▶ _THE REQUEST_:
Write out the material exactly, with the pictures left out.

################

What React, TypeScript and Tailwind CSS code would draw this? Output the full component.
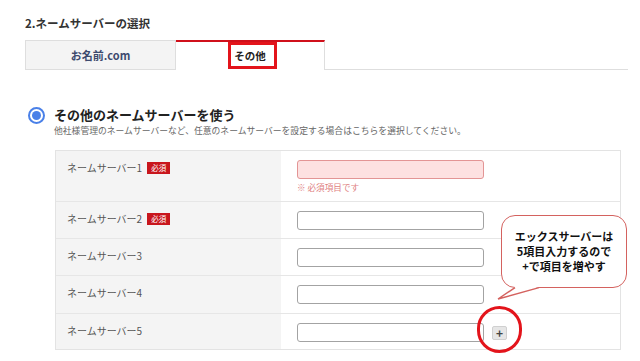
import React from 'react';

const rows = [
  { label: 'ネームサーバー1', required: true, error: true },
  { label: 'ネームサーバー2', required: true },
  { label: 'ネームサーバー3' },
  { label: 'ネームサーバー4' },
  { label: 'ネームサーバー5', plus: true },
];

const rowHeights = ['h-[50px]', 'h-[37px]', 'h-[37px]', 'h-[38px]', 'h-[36px]'];

export default function App() {
  return (
    <div
      className="relative w-[640px] h-[361px] overflow-hidden bg-white text-[#333]"
      style={{ fontFamily: '"Noto Sans CJK JP", "Noto Sans", sans-serif' }}
    >
      {/* Heading */}
      <h2 className="pl-[25px] pt-[15px] text-[11.5px] leading-[16px] font-bold text-[#333]">
        2.ネームサーバーの選択
      </h2>

      {/* Tabs */}
      <div className="mt-[9px] ml-[25px] flex h-[30px] w-[603px]">
        <div className="flex w-[151px] items-center justify-center border border-[#dedede] bg-[#f4f4f4] text-[11px] font-bold text-[#3d4a6e]">
          お名前.com
        </div>
        <div className="relative flex w-[149px] items-center justify-center border-t-2 border-r border-t-[#d0101b] border-r-[#dedede] text-[10.5px] font-bold text-[#222]">
          その他
          <div className="absolute left-[52px] top-0 h-[27px] w-[49px] border-[3px] border-[#e3141b]" />
        </div>
        <div className="flex-1 border-b border-[#dedede]" />
      </div>

      {/* Radio option */}
      <div className="mt-[36px] ml-[28px] flex items-center gap-[9px]">
        <div className="flex h-[17px] w-[17px] items-center justify-center rounded-full border-2 border-[#4a80e8]">
          <div className="h-[9px] w-[9px] rounded-full bg-[#4a80e8]" />
        </div>
        <div className="text-[13px] leading-[18px] font-bold text-[#222]">その他のネームサーバーを使う</div>
      </div>
      <p className="ml-[54px] mt-[1px] text-[8.8px] leading-[12px] text-[#666]">
        他社様管理のネームサーバーなど、任意のネームサーバーを設定する場合はこちらを選択してください。
      </p>

      {/* Table */}
      <div className="mt-[13px] ml-[55px] w-[566px] border border-[#e3e3e3]">
        {rows.map((r, i) => (
          <div key={r.label} className={`flex ${rowHeights[i]} ${i > 0 ? 'border-t border-[#e6e6e6]' : ''}`}>
            <div className="flex w-[225px] items-start gap-[5px] bg-[#f4f4f4] pl-[11px] pt-[10px] text-[10px] leading-[14px] text-[#555]">
              <span>{r.label}</span>
              {r.required && (
                <span className="mt-[1px] flex h-[12px] w-[23px] items-center justify-center bg-[#c8161d] text-[7.5px] leading-none text-white">
                  必須
                </span>
              )}
            </div>
            <div className="flex-1 pl-[16px] pt-[9px]">
              <div className="flex items-center gap-[8px]">
                <input
                  className={`h-[19px] w-[187px] rounded-[3px] border outline-none ${
                    r.error ? 'border-[#e39595] bg-[#fde1e1]' : 'border-[#a3a3a3] bg-white'
                  }`}
                />
                {r.plus && (
                  <button className="flex h-[14px] w-[15px] items-center justify-center rounded-[2px] border border-[#d0d0d0] bg-[#e6e6e6] text-[12px] font-bold leading-none text-[#444]">
                    +
                  </button>
                )}
              </div>
              {r.error && <p className="mt-[2px] text-[8.6px] leading-[12px] text-[#e07f7f]">※ 必須項目です</p>}
            </div>
          </div>
        ))}
      </div>

      {/* Annotation: speech bubble */}
      <div className="absolute left-[501px] top-[215px] flex h-[73px] w-[126px] flex-col items-center justify-center rounded-[14px] border-[1.5px] border-[#d4625f] bg-white text-[11px] font-bold leading-[15px] text-[#111]">
        <span>エックスサーバーは</span>
        <span>5項目入力するので</span>
        <span>+で項目を増やす</span>
      </div>
      <svg className="absolute left-[495px] top-[284px]" width="50" height="20" viewBox="0 0 50 20">
        <polygon points="20,3 3,15 44,3" fill="white" />
        <polyline points="20,3.6 3,15 44,3.6" fill="none" stroke="#d4625f" strokeWidth="1.5" />
      </svg>

      {/* Annotation: circle around plus */}
      <div className="absolute left-[477px] top-[306px] h-[47px] w-[45px] rounded-full border-[3px] border-[#e3141b]" />
    </div>
  );
}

################

▶ _THE COMPLETED TASK_:
What React, TypeScript and Tailwind CSS code would draw this? Output the full component.
import React from 'react';

const rows = [
  { label: 'ネームサーバー1', required: true, error: true },
  { label: 'ネームサーバー2', required: true },
  { label: 'ネームサーバー3' },
  { label: 'ネームサーバー4' },
  { label: 'ネームサーバー5', plus: true },
];

const rowHeights = ['h-[50px]', 'h-[37px]', 'h-[37px]', 'h-[38px]', 'h-[36px]'];

export default function App() {
  return (
    <div
      className="relative w-[640px] h-[361px] overflow-hidden bg-white text-[#333]"
      style={{ fontFamily: '"Noto Sans CJK JP", "Noto Sans", sans-serif' }}
    >
      {/* Heading */}
      <h2 className="pl-[25px] pt-[15px] text-[11.5px] leading-[16px] font-bold text-[#333]">
        2.ネームサーバーの選択
      </h2>

      {/* Tabs */}
      <div className="mt-[9px] ml-[25px] flex h-[30px] w-[603px]">
        <div className="flex w-[151px] items-center justify-center border border-[#dedede] bg-[#f4f4f4] text-[11px] font-bold text-[#3d4a6e]">
          お名前.com
        </div>
        <div className="relative flex w-[149px] items-center justify-center border-t-2 border-r border-t-[#d0101b] border-r-[#dedede] text-[10.5px] font-bold text-[#222]">
          その他
          <div className="absolute left-[52px] top-0 h-[27px] w-[49px] border-[3px] border-[#e3141b]" />
        </div>
        <div className="flex-1 border-b border-[#dedede]" />
      </div>

      {/* Radio option */}
      <div className="mt-[36px] ml-[28px] flex items-center gap-[9px]">
        <div className="flex h-[17px] w-[17px] items-center justify-center rounded-full border-2 border-[#4a80e8]">
          <div className="h-[9px] w-[9px] rounded-full bg-[#4a80e8]" />
        </div>
        <div className="text-[13px] leading-[18px] font-bold text-[#222]">その他のネームサーバーを使う</div>
      </div>
      <p className="ml-[54px] mt-[1px] text-[8.8px] leading-[12px] text-[#666]">
        他社様管理のネームサーバーなど、任意のネームサーバーを設定する場合はこちらを選択してください。
      </p>

      {/* Table */}
      <div className="mt-[13px] ml-[55px] w-[566px] border border-[#e3e3e3]">
        {rows.map((r, i) => (
          <div key={r.label} className={`flex ${rowHeights[i]} ${i > 0 ? 'border-t border-[#e6e6e6]' : ''}`}>
            <div className="flex w-[225px] items-start gap-[5px] bg-[#f4f4f4] pl-[11px] pt-[10px] text-[10px] leading-[14px] text-[#555]">
              <span>{r.label}</span>
              {r.required && (
                <span className="mt-[1px] flex h-[12px] w-[23px] items-center justify-center bg-[#c8161d] text-[7.5px] leading-none text-white">
                  必須
                </span>
              )}
            </div>
            <div className="flex-1 pl-[16px] pt-[9px]">
              <div className="flex items-center gap-[8px]">
                <input
                  className={`h-[19px] w-[187px] rounded-[3px] border outline-none ${
                    r.error ? 'border-[#e39595] bg-[#fde1e1]' : 'border-[#a3a3a3] bg-white'
                  }`}
                />
                {r.plus && (
                  <button className="flex h-[14px] w-[15px] items-center justify-center rounded-[2px] border border-[#d0d0d0] bg-[#e6e6e6] text-[12px] font-bold leading-none text-[#444]">
                    +
                  </button>
                )}
              </div>
              {r.error && <p className="mt-[2px] text-[8.6px] leading-[12px] text-[#e07f7f]">※ 必須項目です</p>}
            </div>
          </div>
        ))}
      </div>

      {/* Annotation: speech bubble */}
      <div className="absolute left-[501px] top-[215px] flex h-[73px] w-[126px] flex-col items-center justify-center rounded-[14px] border-[1.5px] border-[#d4625f] bg-white text-[11px] font-bold leading-[15px] text-[#111]">
        <span>エックスサーバーは</span>
        <span>5項目入力するので</span>
        <span>+で項目を増やす</span>
      </div>
      <svg className="absolute left-[495px] top-[284px]" width="50" height="20" viewBox="0 0 50 20">
        <polygon points="20,3 3,15 44,3" fill="white" />
        <polyline points="20,3.6 3,15 44,3.6" fill="none" stroke="#d4625f" strokeWidth="1.5" />
      </svg>

      {/* Annotation: circle around plus */}
      <div className="absolute left-[477px] top-[306px] h-[47px] w-[45px] rounded-full border-[3px] border-[#e3141b]" />
    </div>
  );
}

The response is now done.